Yes. Mitchell Baker had every top job at Mozilla from 1999 to 2008. She was the Mozilla project's general manager, Mozilla Foundation's 1st president, and Mozilla Corporation's 1st CEO. She could be the wrong CEO for Mozilla now. But it couldn't be for inexperience.
It is used _in the book_ as a pejorative. That is the explanation from the definition that I link to.
The problem when a prominent wealthy company attempts to run its business on the basis of meritocracy is illustrated by the existence of projects such as GNOME, systemd, Wayland, and Flatpak.

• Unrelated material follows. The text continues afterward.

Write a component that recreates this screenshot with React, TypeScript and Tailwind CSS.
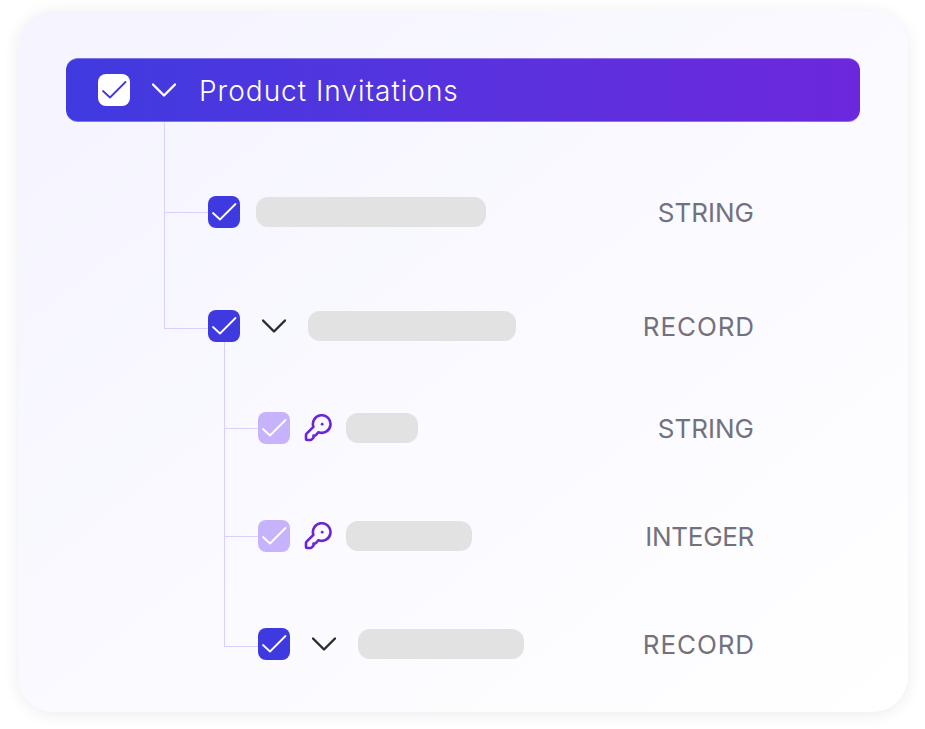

Who said anything about qualifications? She is a terrible CEO because she knows nothing about web browsers, and clearly couldn't care less about her companies products. Why would anyone ever make a lawyer a CEO of anything except a law firm? It's a self evidently terrible idea and the results are exactly what you'd expect.
Leadership's extensive knowledge of web browsers hasn't exactly been the silver bullet to guarantee Mozilla's future, given past performance. Technological superiority is less relevant when your opponents are monopolists who are making deals with each other to interlock their hardware and software.
Perhaps in a world where the largest threats to Mozilla's survival as a company are corporate maneuvering and deal making, a lawyer is the best CEO to choose by meritocracy argument.